I married Louellen in 1990 and, while I’m no shrinking violet when it comes to adventure, within hours of our nuptials she convinced me to get on a Mexicana Airline flight into a hurricane! That’s another story, however the pattern has continued these nearly 20 years.
Louellen’s long time dream has been to climb Mt. Kilimanjaro, which, at 19,340 feet, is Africa’s highest peak and the world’s tallest freestanding mountain. I don’t know where this dream came from – I’ll have to ask her sometime – but, on the day after Christmas in 2008, I find myself in Moshi, Tanzania staring at the great mountain from its foothills in this town, which, because of its frequent mists, is named with the Swahili word for smoke.
Taking in the contrast of the equatorial lushness, and accompanying heat, around me and the dying glaciers nearly 4 miles above, I’m now more than a little nervous about my decision to follow my wife’s dream.
Our trip will include a 13-day trek up the mountain with Tusker Trail expeditions, a 6-day safari across the Serengeti and Ngorongoro Crater with Hoopoe Safari (booked through Tusker), and then a brief rest back in Amsterdam before returning to Texas.
We travel in the footsteps of Hemingway, Stanley & Livingston, and the tens of thousands of climbers and adventurers before us.
I can’t wait!
This series of posts is taken directly from my Moleskin notebook, which went with me to the top, and details our time on the mountain. As much of it was written above the clouds, in what can kindly be described as a “low oxygen environment”, I’d ask the reader to forgive any variance from the grammatical norm and any undue mushiness or hypoxia-induced sentimentality. Otherwise enjoy!
December 25, 2008
It’s Christmas and, after exactly 24 hours of travel, my wife, Louellen, and I have arrived in Tanzania, Africa. Our KLM Flight from Amsterdam has dropped us at Kilimanjaro Airport at 8:15 p.m., 2 hours and 15 minutes after the ever-prompt equatorial sunset.
All is dark. Kilimajaro will wait to reveal itself in the morning. Our driver, Ayubu, is a pleasant man in his mid-50s, who, as I’ll soon find out, has the same abivalence toward deodorant that most folks in Tanzania will show.
I ride shotgun the 45 minutes to the Keys Hotel in Moshi while Ayubu describes Tanzania’s agriculture, economy and people.

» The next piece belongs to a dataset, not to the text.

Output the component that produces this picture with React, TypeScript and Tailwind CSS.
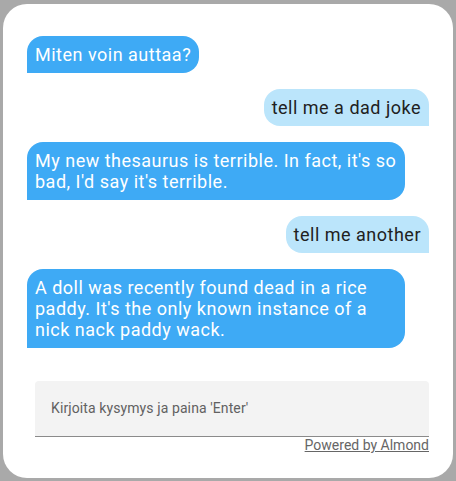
import React from "react";

type Msg = { from: "bot" | "user"; text: string };

const messages: Msg[] = [
  { from: "bot", text: "Miten voin auttaa?" },
  { from: "user", text: "tell me a dad joke" },
  { from: "bot", text: "My new thesaurus is terrible. In fact, it's so bad, I'd say it's terrible." },
  { from: "user", text: "tell me another" },
  { from: "bot", text: "A doll was recently found dead in a rice paddy. It's the only known instance of a nick nack paddy wack." },
];

export default function App() {
  return (
    <div
      className="w-[456px] h-[481px] bg-[#a9a9a9] pt-[4px] pl-[3px] overflow-hidden"
      style={{ fontFamily: "Roboto, 'Liberation Sans', sans-serif" }}
    >
      <div className="w-[450px] h-[474px] bg-white rounded-[24px] pt-[32px] px-[24px] flex flex-col">
        <div className="flex flex-col gap-[16px]">
          {messages.map((m, i) =>
            m.from === "bot" ? (
              <div key={i} className="flex justify-start">
                <div className="max-w-[378px] bg-[#3eaaf5] text-white text-[18px] leading-[21px] tracking-[0.5px] px-[8px] py-[8px] rounded-[16px] rounded-bl-none">
                  {m.text}
                </div>
              </div>
            ) : (
              <div key={i} className="flex justify-end">
                <div className="max-w-[378px] bg-[#bbe5fb] text-[#212121] text-[18px] leading-[21px] tracking-[0.5px] px-[8px] py-[8px] rounded-[16px] rounded-br-none">
                  {m.text}
                </div>
              </div>
            )
          )}
        </div>
        <div className="mt-[33px] ml-[8px]">
          <div className="h-[56px] bg-[#f3f3f3] rounded-t-[4px] border-b border-[#8a8a8a] flex items-center px-[16px]">
            <span className="text-[14px] tracking-[0.1px] text-[#616161]">Kirjoita kysymys ja paina 'Enter'</span>
          </div>
          <div className="flex justify-end">
            <a className="text-[14px] leading-[16px] text-[#666666] underline">Powered by Almond</a>
          </div>
        </div>
      </div>
    </div>
  );
}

After arriving, and barely avoiding immediate collapse into our beds, we have the “Special Christmas Dinner” in the hotel courtyard. Louellen, who’s been fighting a bad chili cheese dog she wolfed down at Detroit’s Wayne County Airport (the dog won, by the way . . . try 24 hours on a plane with moderate-to-severe food poisoning and you, too, might never eat a hot dog again), makes it through a few spoons of soup and a bite of Tanzanian turkey and dressing before heading to the room. A malaria pill, mosquito net, and about 3 minutes is all that stands between her and unconsciousness.
I have a Kilimanjaro lager (what could be more fitting?), which was quite tasty, and then join a couple New Yorkers at a nearby table for our Honey Banana dessert. Tanzanians are a literal people and, not surprisingly, our dessert was a banana with honey on it. Overall, I’d rate my first Christmas dinner in Africa a success.
Sleep finds me pretty quickly, too, though, by 4:45 a.m., I am bright-eyed, bushy-tailed, and ready to lay eyes on the mountain!